Kagan called for the American military to “counterattack” and “retaliate,” if any US-allied militias came under attack from “Syrian, Iranian or Russian forces.” The US, he declared, should be prepared to risk war with nuclear-armed Russia and Iran, as they would back down in the face of American military superiority.
In a measure of the reckless and even deranged discussion underway in sections of the American establishment, Kagan suggested Moscow would not escalate a conflict even if the US military attacked and destroyed Russian ships and aircraft.
Kagan opined: “This is the calculation and the principle that underlies deterrence and that can allow an intelligent American strategy to escalate against Iran in Syria with a reasonable expectation of avoiding all-out war.”
The Trump administration had already signalled a sharp intensification of US hostility toward Iran with its demand on October 13 for the “renegotiation” of the nuclear deal struck with Tehran in 2015. In defiance of the support for the deal by the key European allies of the US, the Trump administration is moving toward the unilateral re-imposition of sweeping sanctions against Iran.
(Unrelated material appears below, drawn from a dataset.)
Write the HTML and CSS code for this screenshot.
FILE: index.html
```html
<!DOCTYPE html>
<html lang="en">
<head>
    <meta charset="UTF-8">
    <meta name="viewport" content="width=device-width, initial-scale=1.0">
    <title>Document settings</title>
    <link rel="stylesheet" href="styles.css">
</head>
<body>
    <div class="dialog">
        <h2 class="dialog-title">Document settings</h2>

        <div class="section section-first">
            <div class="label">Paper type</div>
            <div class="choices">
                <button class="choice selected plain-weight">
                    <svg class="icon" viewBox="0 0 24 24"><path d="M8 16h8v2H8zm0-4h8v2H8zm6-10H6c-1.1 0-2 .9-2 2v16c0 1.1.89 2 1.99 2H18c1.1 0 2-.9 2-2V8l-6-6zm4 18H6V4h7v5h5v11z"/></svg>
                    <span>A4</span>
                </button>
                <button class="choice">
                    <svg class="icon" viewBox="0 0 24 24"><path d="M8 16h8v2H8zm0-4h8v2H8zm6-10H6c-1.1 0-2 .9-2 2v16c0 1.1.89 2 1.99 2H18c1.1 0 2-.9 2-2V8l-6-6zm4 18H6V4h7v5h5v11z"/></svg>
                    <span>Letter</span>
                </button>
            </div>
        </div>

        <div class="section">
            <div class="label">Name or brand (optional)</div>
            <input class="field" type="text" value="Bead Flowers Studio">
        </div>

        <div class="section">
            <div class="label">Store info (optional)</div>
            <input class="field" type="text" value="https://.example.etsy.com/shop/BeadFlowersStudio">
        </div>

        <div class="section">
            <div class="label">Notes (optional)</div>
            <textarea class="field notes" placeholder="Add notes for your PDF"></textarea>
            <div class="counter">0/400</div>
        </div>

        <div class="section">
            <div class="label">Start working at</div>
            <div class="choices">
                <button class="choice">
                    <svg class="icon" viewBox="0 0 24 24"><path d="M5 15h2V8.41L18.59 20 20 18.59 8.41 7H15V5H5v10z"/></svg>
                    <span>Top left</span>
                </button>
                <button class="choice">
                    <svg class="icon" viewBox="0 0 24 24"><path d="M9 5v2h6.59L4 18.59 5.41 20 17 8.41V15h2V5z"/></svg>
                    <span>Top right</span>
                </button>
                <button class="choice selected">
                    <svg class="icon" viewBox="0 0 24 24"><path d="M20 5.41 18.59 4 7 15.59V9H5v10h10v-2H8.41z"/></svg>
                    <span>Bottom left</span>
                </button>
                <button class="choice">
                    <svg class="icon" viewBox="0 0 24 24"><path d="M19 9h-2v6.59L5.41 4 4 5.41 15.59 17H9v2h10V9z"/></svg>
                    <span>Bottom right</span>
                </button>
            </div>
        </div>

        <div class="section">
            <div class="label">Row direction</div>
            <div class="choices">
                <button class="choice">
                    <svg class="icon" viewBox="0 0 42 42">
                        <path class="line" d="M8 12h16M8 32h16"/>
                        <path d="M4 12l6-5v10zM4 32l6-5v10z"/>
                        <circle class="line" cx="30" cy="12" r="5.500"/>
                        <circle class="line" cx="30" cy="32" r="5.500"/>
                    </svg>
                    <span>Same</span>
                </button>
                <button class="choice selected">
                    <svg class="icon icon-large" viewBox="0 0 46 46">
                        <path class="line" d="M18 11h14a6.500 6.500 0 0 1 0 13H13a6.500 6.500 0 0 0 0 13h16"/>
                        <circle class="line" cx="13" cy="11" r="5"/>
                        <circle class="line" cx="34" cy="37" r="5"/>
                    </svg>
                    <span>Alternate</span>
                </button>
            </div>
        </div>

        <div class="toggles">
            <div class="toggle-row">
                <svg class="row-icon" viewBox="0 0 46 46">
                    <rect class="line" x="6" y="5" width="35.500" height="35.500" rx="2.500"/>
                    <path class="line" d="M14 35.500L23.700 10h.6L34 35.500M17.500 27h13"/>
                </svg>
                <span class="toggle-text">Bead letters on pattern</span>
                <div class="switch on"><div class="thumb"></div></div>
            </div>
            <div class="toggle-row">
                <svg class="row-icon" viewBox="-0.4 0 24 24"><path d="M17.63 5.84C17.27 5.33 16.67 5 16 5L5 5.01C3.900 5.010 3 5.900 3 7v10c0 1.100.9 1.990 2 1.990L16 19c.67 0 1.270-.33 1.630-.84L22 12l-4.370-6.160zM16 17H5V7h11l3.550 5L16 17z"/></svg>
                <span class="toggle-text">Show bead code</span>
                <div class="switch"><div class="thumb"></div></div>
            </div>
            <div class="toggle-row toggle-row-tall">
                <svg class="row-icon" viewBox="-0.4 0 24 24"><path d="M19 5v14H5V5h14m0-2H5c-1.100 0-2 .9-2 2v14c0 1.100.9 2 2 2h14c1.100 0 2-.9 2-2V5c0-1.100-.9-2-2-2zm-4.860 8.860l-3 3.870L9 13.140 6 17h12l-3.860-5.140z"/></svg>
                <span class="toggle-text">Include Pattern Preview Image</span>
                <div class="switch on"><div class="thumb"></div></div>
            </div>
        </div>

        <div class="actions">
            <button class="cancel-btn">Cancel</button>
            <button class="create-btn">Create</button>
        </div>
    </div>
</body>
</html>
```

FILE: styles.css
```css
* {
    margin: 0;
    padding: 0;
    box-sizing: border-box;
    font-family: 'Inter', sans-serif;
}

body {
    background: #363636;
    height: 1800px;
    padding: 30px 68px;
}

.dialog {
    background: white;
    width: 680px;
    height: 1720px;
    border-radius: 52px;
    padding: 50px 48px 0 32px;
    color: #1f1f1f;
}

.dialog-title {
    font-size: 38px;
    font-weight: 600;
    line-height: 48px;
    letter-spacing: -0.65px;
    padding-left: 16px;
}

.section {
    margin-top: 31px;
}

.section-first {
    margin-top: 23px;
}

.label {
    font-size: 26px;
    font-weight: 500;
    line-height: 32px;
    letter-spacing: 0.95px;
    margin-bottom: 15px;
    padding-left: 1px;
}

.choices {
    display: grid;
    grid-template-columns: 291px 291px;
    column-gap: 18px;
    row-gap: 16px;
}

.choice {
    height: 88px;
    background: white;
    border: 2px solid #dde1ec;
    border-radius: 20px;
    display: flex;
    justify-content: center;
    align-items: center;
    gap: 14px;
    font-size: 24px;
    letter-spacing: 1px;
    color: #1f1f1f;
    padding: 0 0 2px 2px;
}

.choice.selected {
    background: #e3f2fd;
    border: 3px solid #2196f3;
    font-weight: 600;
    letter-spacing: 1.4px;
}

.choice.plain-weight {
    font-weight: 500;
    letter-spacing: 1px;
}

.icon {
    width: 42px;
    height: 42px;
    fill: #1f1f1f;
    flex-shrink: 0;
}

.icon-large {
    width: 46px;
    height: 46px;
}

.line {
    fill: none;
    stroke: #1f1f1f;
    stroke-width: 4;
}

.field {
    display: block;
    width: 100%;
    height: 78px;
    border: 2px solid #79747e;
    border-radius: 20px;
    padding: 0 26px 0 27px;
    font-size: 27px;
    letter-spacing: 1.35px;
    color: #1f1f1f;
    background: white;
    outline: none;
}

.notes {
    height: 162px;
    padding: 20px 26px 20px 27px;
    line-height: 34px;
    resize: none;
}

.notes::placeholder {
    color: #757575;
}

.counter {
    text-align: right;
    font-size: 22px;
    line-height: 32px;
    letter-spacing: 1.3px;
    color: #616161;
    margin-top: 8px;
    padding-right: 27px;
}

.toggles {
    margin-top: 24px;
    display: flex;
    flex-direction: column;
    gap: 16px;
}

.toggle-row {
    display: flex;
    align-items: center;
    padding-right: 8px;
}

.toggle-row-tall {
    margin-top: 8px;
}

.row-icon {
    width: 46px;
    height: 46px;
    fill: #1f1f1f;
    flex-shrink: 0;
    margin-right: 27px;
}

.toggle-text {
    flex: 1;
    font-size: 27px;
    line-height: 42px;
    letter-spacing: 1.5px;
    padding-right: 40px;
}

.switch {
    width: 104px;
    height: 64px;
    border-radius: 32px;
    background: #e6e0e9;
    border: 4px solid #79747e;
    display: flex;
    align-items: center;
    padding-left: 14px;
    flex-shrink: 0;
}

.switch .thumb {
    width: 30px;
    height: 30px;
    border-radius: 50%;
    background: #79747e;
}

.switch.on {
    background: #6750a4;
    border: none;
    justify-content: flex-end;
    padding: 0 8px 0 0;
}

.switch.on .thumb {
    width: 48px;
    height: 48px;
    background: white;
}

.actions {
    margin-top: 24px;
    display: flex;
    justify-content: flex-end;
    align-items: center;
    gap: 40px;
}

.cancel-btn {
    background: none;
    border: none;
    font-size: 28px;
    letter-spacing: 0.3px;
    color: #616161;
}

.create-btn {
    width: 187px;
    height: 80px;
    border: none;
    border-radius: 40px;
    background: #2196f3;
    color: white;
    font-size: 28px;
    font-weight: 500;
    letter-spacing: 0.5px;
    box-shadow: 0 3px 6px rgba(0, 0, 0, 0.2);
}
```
Over the weekend, Secretary of State Rex Tillerson ramped up the denunciations of Iran during his visit to Saudi Arabia—Tehran’s main regional opponent, which the United States has armed to the teeth.
Tillerson demanded “any foreign fighters in Iraq need to go home and allow the Iraqi people to regain control of areas that had been overtaken by ISIS that have now been liberated.” The US official was referring only to Iranian forces—not the thousands of American troops and mercenary contractors in the country.
Tillerson declared that both the US and Saudi Arabia “believe” that companies—including European companies—must stop conducting business with Iranian corporations linked to the country’s Revolutionary Guard.
Even as the prospect of a catastrophic war launched by the US hangs over the Korean peninsula, Washington is heightening tensions and the danger of war in the Middle East.